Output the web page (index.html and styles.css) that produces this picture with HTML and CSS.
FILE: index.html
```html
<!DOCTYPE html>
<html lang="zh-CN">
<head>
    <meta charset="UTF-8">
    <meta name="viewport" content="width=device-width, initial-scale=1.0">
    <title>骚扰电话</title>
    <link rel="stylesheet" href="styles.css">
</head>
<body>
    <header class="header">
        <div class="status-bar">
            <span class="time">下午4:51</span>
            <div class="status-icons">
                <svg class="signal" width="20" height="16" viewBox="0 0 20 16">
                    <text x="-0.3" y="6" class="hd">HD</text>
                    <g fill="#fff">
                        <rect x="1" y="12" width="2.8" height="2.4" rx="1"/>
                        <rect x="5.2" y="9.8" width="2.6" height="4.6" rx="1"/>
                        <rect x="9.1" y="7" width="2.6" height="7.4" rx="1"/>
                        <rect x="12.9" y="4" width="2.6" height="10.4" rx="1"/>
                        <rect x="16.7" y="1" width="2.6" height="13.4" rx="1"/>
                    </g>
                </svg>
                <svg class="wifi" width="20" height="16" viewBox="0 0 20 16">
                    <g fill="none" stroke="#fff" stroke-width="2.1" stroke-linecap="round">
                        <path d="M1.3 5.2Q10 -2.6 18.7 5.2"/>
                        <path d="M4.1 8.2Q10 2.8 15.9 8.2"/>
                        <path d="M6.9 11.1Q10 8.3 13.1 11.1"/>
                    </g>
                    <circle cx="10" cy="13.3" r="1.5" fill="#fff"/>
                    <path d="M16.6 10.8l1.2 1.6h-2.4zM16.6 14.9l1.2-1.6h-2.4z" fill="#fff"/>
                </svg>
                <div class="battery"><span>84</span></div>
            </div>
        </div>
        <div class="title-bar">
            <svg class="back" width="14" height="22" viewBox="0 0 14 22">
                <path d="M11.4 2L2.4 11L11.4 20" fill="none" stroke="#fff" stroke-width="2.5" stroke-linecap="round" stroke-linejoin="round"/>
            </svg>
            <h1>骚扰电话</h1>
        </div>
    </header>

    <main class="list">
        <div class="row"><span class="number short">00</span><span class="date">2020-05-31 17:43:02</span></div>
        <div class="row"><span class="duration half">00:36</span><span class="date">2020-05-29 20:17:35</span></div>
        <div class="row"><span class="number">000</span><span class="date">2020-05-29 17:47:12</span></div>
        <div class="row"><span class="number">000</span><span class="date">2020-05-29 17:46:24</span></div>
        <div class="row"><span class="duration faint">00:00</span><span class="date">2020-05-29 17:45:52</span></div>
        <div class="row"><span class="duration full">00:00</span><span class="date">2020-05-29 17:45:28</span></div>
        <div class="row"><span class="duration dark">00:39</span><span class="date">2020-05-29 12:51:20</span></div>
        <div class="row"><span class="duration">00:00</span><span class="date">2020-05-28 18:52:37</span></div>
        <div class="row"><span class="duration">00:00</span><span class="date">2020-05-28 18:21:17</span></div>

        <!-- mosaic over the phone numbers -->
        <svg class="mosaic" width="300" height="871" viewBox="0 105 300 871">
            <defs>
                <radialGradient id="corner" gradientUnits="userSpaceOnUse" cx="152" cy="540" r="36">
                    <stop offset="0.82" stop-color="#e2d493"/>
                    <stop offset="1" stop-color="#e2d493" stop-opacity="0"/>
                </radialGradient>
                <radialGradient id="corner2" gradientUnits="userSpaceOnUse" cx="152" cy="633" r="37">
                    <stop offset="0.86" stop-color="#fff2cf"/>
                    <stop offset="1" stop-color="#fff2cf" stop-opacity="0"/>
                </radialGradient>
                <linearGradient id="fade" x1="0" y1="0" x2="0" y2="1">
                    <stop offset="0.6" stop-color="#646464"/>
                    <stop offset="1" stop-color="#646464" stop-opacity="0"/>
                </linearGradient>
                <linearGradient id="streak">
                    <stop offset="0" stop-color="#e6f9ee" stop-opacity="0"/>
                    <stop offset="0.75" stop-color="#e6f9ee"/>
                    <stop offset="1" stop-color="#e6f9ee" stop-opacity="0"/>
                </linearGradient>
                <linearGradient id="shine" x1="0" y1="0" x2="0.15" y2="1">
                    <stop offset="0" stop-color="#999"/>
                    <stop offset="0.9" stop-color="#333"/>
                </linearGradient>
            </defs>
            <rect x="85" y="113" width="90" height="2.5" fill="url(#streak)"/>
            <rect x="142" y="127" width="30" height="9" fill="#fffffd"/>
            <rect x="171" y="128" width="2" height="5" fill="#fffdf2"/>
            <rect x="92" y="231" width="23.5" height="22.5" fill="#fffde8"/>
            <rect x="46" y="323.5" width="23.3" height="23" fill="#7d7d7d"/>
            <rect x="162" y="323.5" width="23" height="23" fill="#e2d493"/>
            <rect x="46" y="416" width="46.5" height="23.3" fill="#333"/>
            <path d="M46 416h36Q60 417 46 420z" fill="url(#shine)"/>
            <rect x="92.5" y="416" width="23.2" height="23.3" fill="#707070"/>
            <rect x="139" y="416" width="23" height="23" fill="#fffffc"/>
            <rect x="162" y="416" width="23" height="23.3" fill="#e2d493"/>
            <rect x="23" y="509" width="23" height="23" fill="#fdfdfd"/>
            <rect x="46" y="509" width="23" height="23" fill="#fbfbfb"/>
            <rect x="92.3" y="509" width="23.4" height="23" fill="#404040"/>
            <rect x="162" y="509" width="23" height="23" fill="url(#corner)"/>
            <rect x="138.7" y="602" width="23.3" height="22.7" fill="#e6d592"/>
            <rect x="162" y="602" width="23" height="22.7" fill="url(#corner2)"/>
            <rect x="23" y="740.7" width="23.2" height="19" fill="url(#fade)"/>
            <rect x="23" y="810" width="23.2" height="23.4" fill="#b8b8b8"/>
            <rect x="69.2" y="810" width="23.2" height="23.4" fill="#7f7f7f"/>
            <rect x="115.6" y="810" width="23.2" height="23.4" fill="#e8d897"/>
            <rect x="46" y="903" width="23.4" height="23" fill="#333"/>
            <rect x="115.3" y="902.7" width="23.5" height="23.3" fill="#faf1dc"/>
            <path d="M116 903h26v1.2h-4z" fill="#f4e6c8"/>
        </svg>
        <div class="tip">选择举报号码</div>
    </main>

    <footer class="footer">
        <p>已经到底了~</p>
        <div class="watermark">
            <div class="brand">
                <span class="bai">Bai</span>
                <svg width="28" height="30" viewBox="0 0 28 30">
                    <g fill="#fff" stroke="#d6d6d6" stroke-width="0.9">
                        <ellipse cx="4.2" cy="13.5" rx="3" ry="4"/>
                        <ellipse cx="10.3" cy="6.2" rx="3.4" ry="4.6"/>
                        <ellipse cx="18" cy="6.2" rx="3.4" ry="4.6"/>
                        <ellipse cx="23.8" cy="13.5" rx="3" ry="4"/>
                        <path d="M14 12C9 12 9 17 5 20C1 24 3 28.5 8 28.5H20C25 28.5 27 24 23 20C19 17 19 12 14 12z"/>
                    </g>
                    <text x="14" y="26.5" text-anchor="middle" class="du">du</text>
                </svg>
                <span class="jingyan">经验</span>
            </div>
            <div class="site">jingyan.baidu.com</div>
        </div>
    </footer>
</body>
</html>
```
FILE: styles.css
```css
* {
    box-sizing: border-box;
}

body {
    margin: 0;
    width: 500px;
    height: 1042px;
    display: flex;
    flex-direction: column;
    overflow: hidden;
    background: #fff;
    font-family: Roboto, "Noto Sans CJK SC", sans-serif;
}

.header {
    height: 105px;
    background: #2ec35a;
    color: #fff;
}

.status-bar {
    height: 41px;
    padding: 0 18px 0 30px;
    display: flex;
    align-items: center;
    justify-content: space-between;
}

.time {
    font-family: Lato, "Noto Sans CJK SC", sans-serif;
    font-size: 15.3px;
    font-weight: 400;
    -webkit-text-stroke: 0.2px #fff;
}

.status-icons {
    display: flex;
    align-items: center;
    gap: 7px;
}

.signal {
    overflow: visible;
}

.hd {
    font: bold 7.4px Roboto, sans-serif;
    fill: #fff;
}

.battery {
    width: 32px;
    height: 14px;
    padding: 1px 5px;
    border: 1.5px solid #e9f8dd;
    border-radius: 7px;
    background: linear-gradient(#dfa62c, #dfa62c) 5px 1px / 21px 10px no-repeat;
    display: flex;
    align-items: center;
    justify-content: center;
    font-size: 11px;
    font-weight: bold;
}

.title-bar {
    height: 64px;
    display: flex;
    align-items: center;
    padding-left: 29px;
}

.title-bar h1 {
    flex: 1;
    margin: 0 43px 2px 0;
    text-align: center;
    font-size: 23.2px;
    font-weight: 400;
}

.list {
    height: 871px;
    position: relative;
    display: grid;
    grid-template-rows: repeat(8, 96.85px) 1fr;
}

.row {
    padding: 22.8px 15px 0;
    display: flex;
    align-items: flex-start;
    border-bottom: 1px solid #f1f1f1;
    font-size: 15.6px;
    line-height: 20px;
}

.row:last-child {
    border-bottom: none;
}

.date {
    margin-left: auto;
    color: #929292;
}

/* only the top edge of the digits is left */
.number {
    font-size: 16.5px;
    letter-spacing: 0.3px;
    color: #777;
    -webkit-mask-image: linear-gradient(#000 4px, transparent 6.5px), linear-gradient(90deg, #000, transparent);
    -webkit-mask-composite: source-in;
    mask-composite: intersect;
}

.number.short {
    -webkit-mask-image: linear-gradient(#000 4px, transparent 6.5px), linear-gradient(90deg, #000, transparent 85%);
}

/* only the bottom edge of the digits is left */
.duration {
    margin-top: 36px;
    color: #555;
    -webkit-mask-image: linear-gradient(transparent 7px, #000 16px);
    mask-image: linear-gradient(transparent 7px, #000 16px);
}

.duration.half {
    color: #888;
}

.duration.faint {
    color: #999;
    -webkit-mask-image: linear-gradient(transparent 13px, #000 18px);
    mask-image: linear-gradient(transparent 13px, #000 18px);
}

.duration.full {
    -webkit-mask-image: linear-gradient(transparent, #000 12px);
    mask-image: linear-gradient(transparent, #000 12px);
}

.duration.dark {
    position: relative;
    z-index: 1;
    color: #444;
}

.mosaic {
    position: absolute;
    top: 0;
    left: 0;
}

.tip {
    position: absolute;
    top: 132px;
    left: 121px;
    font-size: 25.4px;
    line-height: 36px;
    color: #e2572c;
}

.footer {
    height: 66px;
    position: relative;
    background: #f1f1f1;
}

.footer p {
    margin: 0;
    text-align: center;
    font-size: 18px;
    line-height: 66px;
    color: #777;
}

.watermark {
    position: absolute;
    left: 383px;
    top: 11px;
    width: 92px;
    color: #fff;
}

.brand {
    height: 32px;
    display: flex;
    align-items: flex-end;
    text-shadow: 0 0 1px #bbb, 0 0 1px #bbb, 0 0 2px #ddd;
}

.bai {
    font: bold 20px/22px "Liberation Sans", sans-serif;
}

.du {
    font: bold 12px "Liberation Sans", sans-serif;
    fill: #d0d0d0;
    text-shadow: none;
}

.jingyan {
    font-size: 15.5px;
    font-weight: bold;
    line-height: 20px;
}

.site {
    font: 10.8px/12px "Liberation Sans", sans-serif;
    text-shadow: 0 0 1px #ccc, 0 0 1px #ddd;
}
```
.....
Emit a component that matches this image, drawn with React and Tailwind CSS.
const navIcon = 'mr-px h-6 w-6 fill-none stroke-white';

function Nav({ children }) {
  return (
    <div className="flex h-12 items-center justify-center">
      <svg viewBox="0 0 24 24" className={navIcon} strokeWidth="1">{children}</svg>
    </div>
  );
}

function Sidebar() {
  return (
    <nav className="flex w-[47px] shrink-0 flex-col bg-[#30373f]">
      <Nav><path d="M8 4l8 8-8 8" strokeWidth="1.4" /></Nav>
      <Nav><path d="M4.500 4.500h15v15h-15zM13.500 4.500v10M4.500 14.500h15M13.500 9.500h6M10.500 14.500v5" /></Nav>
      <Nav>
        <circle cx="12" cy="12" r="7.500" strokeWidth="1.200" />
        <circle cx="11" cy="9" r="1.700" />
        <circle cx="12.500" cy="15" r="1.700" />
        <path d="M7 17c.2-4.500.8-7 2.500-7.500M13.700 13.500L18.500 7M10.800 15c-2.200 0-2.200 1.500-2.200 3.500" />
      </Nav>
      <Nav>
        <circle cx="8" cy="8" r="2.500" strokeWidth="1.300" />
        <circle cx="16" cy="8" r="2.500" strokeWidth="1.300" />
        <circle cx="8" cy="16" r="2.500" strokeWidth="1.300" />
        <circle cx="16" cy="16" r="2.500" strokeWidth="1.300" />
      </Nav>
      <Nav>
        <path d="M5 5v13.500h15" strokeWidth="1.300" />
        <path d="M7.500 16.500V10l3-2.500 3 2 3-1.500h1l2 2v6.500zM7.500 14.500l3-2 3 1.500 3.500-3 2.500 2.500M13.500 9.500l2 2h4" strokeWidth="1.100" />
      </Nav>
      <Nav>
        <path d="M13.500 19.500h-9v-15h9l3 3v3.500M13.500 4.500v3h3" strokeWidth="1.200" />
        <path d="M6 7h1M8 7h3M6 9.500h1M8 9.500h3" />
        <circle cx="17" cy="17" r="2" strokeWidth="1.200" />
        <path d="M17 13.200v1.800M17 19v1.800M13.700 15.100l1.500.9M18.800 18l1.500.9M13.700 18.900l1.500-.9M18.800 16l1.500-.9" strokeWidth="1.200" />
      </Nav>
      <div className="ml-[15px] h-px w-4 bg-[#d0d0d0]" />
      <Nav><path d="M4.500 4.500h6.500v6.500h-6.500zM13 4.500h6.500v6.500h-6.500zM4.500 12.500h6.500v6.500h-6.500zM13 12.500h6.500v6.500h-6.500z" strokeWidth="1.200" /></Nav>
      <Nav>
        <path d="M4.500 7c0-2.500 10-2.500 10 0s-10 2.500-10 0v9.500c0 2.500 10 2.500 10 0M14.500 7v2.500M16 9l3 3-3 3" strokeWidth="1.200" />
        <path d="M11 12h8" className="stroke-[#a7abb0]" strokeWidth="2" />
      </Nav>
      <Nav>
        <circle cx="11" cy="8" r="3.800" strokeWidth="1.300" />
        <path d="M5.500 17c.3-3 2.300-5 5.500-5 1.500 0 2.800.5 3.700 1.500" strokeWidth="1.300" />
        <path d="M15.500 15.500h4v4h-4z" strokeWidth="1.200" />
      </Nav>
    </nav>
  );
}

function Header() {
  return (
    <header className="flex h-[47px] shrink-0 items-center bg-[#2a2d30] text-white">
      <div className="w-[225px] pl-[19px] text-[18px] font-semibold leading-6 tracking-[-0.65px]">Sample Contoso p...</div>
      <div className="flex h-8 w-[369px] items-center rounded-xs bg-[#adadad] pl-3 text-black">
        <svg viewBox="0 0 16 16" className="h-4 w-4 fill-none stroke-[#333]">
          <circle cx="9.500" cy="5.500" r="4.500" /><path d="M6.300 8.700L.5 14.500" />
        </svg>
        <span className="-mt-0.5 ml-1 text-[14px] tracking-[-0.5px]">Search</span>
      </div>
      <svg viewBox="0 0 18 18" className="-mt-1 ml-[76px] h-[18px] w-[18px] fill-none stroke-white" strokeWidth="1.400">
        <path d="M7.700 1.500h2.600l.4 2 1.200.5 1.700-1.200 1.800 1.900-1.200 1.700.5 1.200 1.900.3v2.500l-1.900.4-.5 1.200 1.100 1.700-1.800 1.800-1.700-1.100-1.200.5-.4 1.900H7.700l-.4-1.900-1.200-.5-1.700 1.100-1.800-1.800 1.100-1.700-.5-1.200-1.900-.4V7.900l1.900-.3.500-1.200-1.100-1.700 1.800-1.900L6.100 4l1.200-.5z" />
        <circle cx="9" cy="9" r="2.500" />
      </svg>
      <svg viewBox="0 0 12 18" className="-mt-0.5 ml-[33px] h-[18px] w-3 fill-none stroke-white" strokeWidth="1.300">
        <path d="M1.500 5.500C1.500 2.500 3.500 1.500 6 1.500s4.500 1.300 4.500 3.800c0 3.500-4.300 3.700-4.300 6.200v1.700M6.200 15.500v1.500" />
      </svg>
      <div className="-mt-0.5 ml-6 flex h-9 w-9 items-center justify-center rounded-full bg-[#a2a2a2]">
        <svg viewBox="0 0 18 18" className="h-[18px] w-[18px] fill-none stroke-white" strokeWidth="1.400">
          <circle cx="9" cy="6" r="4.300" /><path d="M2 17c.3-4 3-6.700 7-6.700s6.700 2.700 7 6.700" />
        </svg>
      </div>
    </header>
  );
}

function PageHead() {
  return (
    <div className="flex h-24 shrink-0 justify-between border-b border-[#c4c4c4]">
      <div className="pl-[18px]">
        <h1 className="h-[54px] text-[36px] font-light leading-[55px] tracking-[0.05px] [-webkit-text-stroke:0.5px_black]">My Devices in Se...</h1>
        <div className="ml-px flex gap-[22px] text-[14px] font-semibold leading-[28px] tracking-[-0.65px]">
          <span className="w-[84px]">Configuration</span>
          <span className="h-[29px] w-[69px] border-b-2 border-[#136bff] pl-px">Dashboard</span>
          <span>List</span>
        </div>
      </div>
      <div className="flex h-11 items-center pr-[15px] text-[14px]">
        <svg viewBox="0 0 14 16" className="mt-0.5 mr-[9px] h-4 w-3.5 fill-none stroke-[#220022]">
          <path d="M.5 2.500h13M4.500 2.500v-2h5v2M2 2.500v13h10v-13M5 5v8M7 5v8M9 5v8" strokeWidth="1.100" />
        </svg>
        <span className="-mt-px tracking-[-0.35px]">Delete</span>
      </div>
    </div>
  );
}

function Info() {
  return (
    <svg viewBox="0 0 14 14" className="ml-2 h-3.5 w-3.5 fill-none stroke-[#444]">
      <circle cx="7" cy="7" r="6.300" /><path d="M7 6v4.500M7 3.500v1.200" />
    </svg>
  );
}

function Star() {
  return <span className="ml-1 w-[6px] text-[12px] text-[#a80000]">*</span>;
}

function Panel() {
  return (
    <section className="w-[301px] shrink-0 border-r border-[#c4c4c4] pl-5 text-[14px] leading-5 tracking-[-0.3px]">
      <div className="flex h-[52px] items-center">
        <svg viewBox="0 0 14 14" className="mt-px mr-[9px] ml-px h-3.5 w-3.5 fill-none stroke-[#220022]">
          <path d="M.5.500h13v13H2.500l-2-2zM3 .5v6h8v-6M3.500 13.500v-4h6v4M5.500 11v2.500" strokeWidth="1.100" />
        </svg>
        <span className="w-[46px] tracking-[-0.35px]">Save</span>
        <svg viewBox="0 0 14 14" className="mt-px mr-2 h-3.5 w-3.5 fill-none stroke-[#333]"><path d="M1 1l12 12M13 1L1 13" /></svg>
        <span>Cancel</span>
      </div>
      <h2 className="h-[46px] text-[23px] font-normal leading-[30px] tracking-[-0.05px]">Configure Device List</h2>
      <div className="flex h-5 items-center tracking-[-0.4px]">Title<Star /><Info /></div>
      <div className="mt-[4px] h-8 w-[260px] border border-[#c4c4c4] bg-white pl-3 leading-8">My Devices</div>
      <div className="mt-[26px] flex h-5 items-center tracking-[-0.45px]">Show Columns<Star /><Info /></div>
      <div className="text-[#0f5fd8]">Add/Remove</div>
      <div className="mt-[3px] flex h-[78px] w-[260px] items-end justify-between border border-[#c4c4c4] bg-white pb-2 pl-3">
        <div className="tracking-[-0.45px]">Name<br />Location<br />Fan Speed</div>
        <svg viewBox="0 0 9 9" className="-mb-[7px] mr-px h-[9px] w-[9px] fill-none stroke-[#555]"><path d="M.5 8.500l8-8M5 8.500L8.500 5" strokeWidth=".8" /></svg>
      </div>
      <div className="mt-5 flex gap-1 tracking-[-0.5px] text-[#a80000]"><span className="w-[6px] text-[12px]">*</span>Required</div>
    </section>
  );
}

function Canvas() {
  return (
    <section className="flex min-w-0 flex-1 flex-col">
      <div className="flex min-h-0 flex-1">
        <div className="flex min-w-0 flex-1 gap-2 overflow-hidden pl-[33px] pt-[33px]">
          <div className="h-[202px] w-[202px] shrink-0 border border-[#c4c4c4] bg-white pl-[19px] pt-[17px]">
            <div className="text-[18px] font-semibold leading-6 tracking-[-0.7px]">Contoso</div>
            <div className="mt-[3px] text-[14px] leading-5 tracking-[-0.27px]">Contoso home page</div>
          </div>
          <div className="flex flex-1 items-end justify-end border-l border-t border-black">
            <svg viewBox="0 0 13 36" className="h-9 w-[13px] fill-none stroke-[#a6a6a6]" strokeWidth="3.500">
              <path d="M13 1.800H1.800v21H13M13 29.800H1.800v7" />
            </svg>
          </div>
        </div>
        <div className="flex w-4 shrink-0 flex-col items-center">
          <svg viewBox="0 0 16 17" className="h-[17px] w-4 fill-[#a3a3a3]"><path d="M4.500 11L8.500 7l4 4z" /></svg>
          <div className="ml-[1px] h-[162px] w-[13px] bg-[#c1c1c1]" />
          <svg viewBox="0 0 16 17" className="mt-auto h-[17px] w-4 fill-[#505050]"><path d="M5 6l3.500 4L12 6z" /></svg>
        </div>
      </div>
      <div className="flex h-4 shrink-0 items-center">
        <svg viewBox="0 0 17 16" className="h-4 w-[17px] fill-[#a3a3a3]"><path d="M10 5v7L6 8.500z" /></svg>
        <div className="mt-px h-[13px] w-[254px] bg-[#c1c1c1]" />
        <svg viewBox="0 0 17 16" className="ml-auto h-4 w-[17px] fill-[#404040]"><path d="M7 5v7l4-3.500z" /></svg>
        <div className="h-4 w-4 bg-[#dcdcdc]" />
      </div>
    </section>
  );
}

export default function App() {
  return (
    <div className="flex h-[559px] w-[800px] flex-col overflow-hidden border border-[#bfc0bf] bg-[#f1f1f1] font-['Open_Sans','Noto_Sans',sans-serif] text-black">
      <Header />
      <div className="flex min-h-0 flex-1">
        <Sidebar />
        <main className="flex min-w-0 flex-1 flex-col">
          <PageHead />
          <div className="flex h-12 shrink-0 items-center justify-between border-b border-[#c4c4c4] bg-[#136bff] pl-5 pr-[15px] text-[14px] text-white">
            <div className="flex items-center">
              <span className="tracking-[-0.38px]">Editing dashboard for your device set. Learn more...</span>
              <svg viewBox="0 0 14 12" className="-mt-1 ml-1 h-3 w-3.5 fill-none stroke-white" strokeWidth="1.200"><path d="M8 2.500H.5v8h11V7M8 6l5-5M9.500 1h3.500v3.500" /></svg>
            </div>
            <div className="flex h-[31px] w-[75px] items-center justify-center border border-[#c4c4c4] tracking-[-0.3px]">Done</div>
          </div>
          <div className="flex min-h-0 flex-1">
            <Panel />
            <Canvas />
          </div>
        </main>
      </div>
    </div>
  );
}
.....
- DIRECTIONS FOR THIS TASK
Look through the entries above and quote exactly the lines from the line with "Emit a component" to the line with "const navIcon = 'mr-px", counting both of those lines.

- RESULT BELOW
Emit a component that matches this image, drawn with React and Tailwind CSS.
const navIcon = 'mr-px h-6 w-6 fill-none stroke-white';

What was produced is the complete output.